◆ DATA SECTION ◆
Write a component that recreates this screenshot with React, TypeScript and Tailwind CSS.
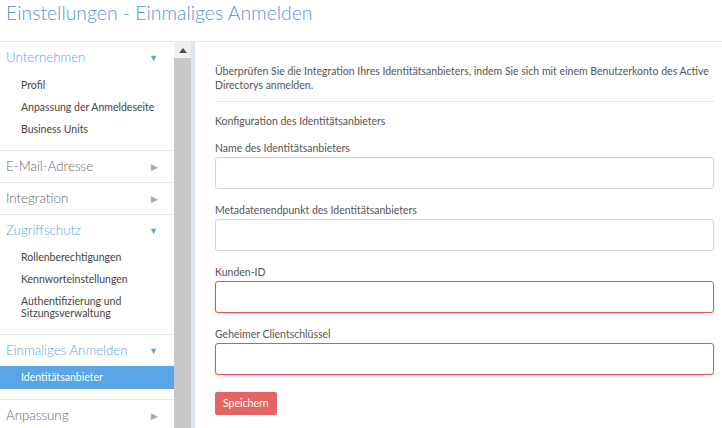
import { ReactNode } from 'react'

const blue = 'text-[#5aa5e6]'

function GroupHeader({ label, open }: { label: string; open?: boolean }) {
  return (
    <div className={`flex items-center justify-between h-[31px] pl-[6px] pr-[16px] text-[13.3px] font-light ${open ? blue : 'text-[#666]'}`}>
      <span>{label}</span>
      <span className={`text-[9px] ${open ? 'text-[#5aa5e6]' : 'text-[#aaa]'}`}>{open ? '▼' : '▶'}</span>
    </div>
  )
}

function SubItem({ children, active }: { children: ReactNode; active?: boolean }) {
  return (
    <div
      className={`pl-[21px] pr-2 text-[10.5px] ${
        active ? 'bg-[#5aa5e6] text-white py-[5px] leading-[13px]' : 'text-[#444] py-[5px] leading-[12px]'
      }`}
    >
      {children}
    </div>
  )
}

function Field({ label, error }: { label: string; error?: boolean }) {
  return (
    <div className="mb-[14px]">
      <div className="text-[10.5px] leading-[14px] text-[#555] mb-[2px]">{label}</div>
      <div
        className={`h-[32px] rounded-[3px] border bg-white ${
          error ? 'border-[#e05555] shadow-[0_1px_2px_rgba(224,85,85,0.25)]' : 'border-[#d4d4d4] shadow-[inset_0_1px_1px_rgba(0,0,0,0.04)]'
        }`}
      />
    </div>
  )
}

export default function App() {
  return (
    <div className="w-[722px] h-[428px] overflow-hidden bg-white font-['Lato',sans-serif]">
      <div className="h-[42px] border-b border-[#e6e6e6] pl-[6px] pt-[1px] text-[19.4px] leading-[24px] font-light text-[#5b93cf]">
        Einstellungen - Einmaliges Anmelden
      </div>

      <div className="flex h-[386px]">
        {/* Sidebar */}
        <div className="w-[174px] overflow-hidden">
          <div className="h-[32px] flex items-center justify-between pl-[6px] pr-[16px] text-[13.3px] font-light text-[#5aa5e6]">
            <span>Unternehmen</span>
            <span className="text-[9px]">▼</span>
          </div>
          <div className="pb-[10px] border-b border-[#e3e6ea]">
            <SubItem>Profil</SubItem>
            <SubItem>Anpassung der Anmeldeseite</SubItem>
            <SubItem>Business Units</SubItem>
          </div>
          <div className="border-b border-[#e3e6ea]">
            <GroupHeader label="E-Mail-Adresse" />
          </div>
          <div className="border-b border-[#e3e6ea]">
            <GroupHeader label="Integration" />
          </div>
          <GroupHeader label="Zugriffschutz" open />
          <div className="pb-[10px] border-b border-[#e3e6ea]">
            <SubItem>Rollenberechtigungen</SubItem>
            <SubItem>Kennworteinstellungen</SubItem>
            <SubItem>
              Authentifizierung und
              <br />
              Sitzungsverwaltung
            </SubItem>
          </div>
          <GroupHeader label="Einmaliges Anmelden" open />
          <div className="pb-[10px] border-b border-[#e3e6ea]">
            <SubItem active>Identitätsanbieter</SubItem>
          </div>
          <GroupHeader label="Anpassung" />
        </div>

        {/* Scrollbar */}
        <div className="w-[17px] flex flex-col bg-[#c8c8c8]">
          <div className="h-[16px] bg-[#f1f1f1] flex items-center justify-center">
            <svg width="8" height="5" viewBox="0 0 8 5">
              <path d="M0 5 L4 0 L8 5 Z" fill="#505050" />
            </svg>
          </div>
        </div>
        <div className="w-[4px] bg-[#dfe5ec]" />

        {/* Content */}
        <div className="flex-1 pl-[20px] pr-[8px] pt-[22px]">
          <p className="text-[10.5px] leading-[14px] text-[#555]">
            Überprüfen Sie die Integration Ihres Identitätsanbieters, indem Sie sich mit einem Benutzerkonto des Active
            Directorys anmelden.
          </p>
          <div className="mt-[9px] border-t border-[#e6e6e6]" />
          <div className="mt-[12px] text-[10.5px] leading-[14px] text-[#555]">Konfiguration des Identitätsanbieters</div>
          <div className="mt-[13px]">
            <Field label="Name des Identitätsanbieters" />
            <Field label="Metadatenendpunkt des Identitätsanbieters" />
            <Field label="Kunden-ID" error />
            <Field label="Geheimer Clientschlüssel" error />
          </div>
          <button className="mt-[3px] h-[23px] px-[8px] rounded-[2px] bg-[#e36464] text-white text-[10.5px]">
            Speichern
          </button>
        </div>
      </div>
    </div>
  )
}
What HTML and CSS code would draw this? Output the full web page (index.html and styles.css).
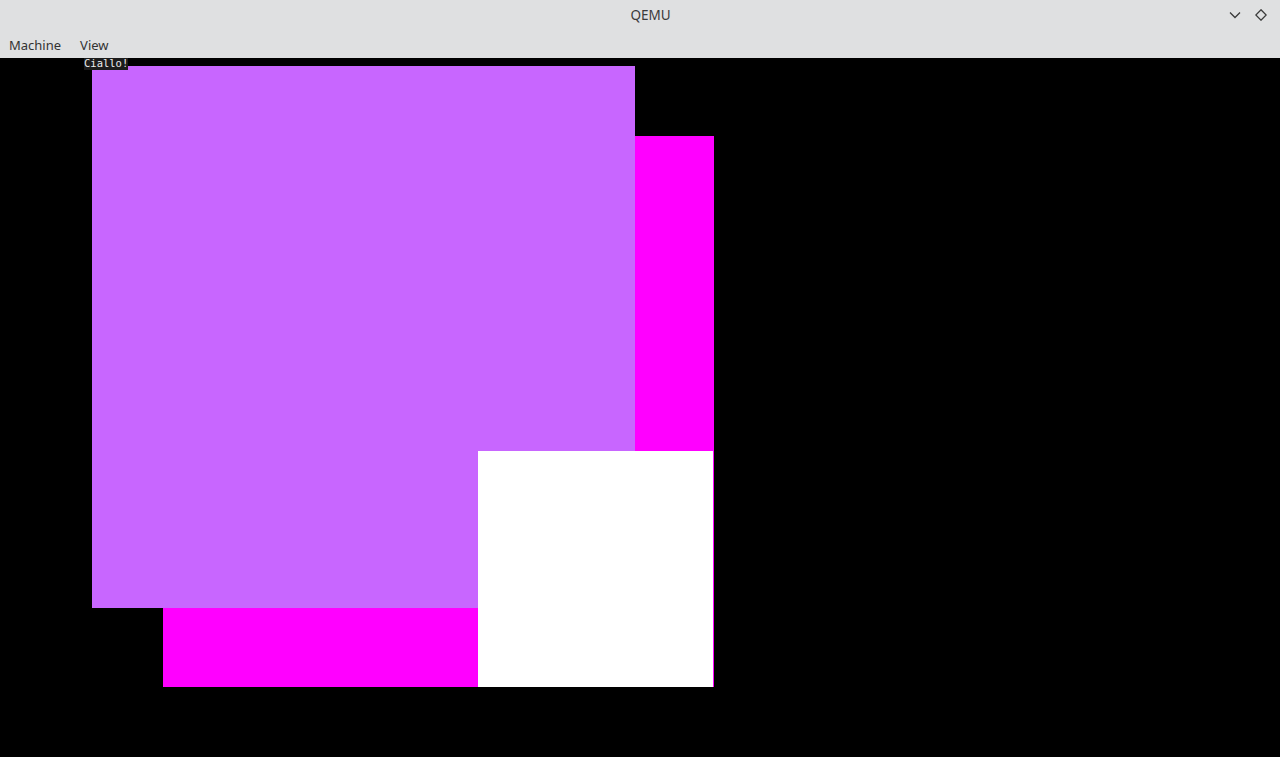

◆ TASK REQUIREMENTS ◆
Transcribe every record above exactly as written, leaving out any pictures.

◆ RESULT FOR THIS TASK ◆
Write a component that recreates this screenshot with React, TypeScript and Tailwind CSS.
import { ReactNode } from 'react'

const blue = 'text-[#5aa5e6]'

function GroupHeader({ label, open }: { label: string; open?: boolean }) {
  return (
    <div className={`flex items-center justify-between h-[31px] pl-[6px] pr-[16px] text-[13.3px] font-light ${open ? blue : 'text-[#666]'}`}>
      <span>{label}</span>
      <span className={`text-[9px] ${open ? 'text-[#5aa5e6]' : 'text-[#aaa]'}`}>{open ? '▼' : '▶'}</span>
    </div>
  )
}

function SubItem({ children, active }: { children: ReactNode; active?: boolean }) {
  return (
    <div
      className={`pl-[21px] pr-2 text-[10.5px] ${
        active ? 'bg-[#5aa5e6] text-white py-[5px] leading-[13px]' : 'text-[#444] py-[5px] leading-[12px]'
      }`}
    >
      {children}
    </div>
  )
}

function Field({ label, error }: { label: string; error?: boolean }) {
  return (
    <div className="mb-[14px]">
      <div className="text-[10.5px] leading-[14px] text-[#555] mb-[2px]">{label}</div>
      <div
        className={`h-[32px] rounded-[3px] border bg-white ${
          error ? 'border-[#e05555] shadow-[0_1px_2px_rgba(224,85,85,0.25)]' : 'border-[#d4d4d4] shadow-[inset_0_1px_1px_rgba(0,0,0,0.04)]'
        }`}
      />
    </div>
  )
}

export default function App() {
  return (
    <div className="w-[722px] h-[428px] overflow-hidden bg-white font-['Lato',sans-serif]">
      <div className="h-[42px] border-b border-[#e6e6e6] pl-[6px] pt-[1px] text-[19.4px] leading-[24px] font-light text-[#5b93cf]">
        Einstellungen - Einmaliges Anmelden
      </div>

      <div className="flex h-[386px]">
        {/* Sidebar */}
        <div className="w-[174px] overflow-hidden">
          <div className="h-[32px] flex items-center justify-between pl-[6px] pr-[16px] text-[13.3px] font-light text-[#5aa5e6]">
            <span>Unternehmen</span>
            <span className="text-[9px]">▼</span>
          </div>
          <div className="pb-[10px] border-b border-[#e3e6ea]">
            <SubItem>Profil</SubItem>
            <SubItem>Anpassung der Anmeldeseite</SubItem>
            <SubItem>Business Units</SubItem>
          </div>
          <div className="border-b border-[#e3e6ea]">
            <GroupHeader label="E-Mail-Adresse" />
          </div>
          <div className="border-b border-[#e3e6ea]">
            <GroupHeader label="Integration" />
          </div>
          <GroupHeader label="Zugriffschutz" open />
          <div className="pb-[10px] border-b border-[#e3e6ea]">
            <SubItem>Rollenberechtigungen</SubItem>
            <SubItem>Kennworteinstellungen</SubItem>
            <SubItem>
              Authentifizierung und
              <br />
              Sitzungsverwaltung
            </SubItem>
          </div>
          <GroupHeader label="Einmaliges Anmelden" open />
          <div className="pb-[10px] border-b border-[#e3e6ea]">
            <SubItem active>Identitätsanbieter</SubItem>
          </div>
          <GroupHeader label="Anpassung" />
        </div>

        {/* Scrollbar */}
        <div className="w-[17px] flex flex-col bg-[#c8c8c8]">
          <div className="h-[16px] bg-[#f1f1f1] flex items-center justify-center">
            <svg width="8" height="5" viewBox="0 0 8 5">
              <path d="M0 5 L4 0 L8 5 Z" fill="#505050" />
            </svg>
          </div>
        </div>
        <div className="w-[4px] bg-[#dfe5ec]" />

        {/* Content */}
        <div className="flex-1 pl-[20px] pr-[8px] pt-[22px]">
          <p className="text-[10.5px] leading-[14px] text-[#555]">
            Überprüfen Sie die Integration Ihres Identitätsanbieters, indem Sie sich mit einem Benutzerkonto des Active
            Directorys anmelden.
          </p>
          <div className="mt-[9px] border-t border-[#e6e6e6]" />
          <div className="mt-[12px] text-[10.5px] leading-[14px] text-[#555]">Konfiguration des Identitätsanbieters</div>
          <div className="mt-[13px]">
            <Field label="Name des Identitätsanbieters" />
            <Field label="Metadatenendpunkt des Identitätsanbieters" />
            <Field label="Kunden-ID" error />
            <Field label="Geheimer Clientschlüssel" error />
          </div>
          <button className="mt-[3px] h-[23px] px-[8px] rounded-[2px] bg-[#e36464] text-white text-[10.5px]">
            Speichern
          </button>
        </div>
      </div>
    </div>
  )
}
What HTML and CSS code would draw this? Output the full web page (index.html and styles.css).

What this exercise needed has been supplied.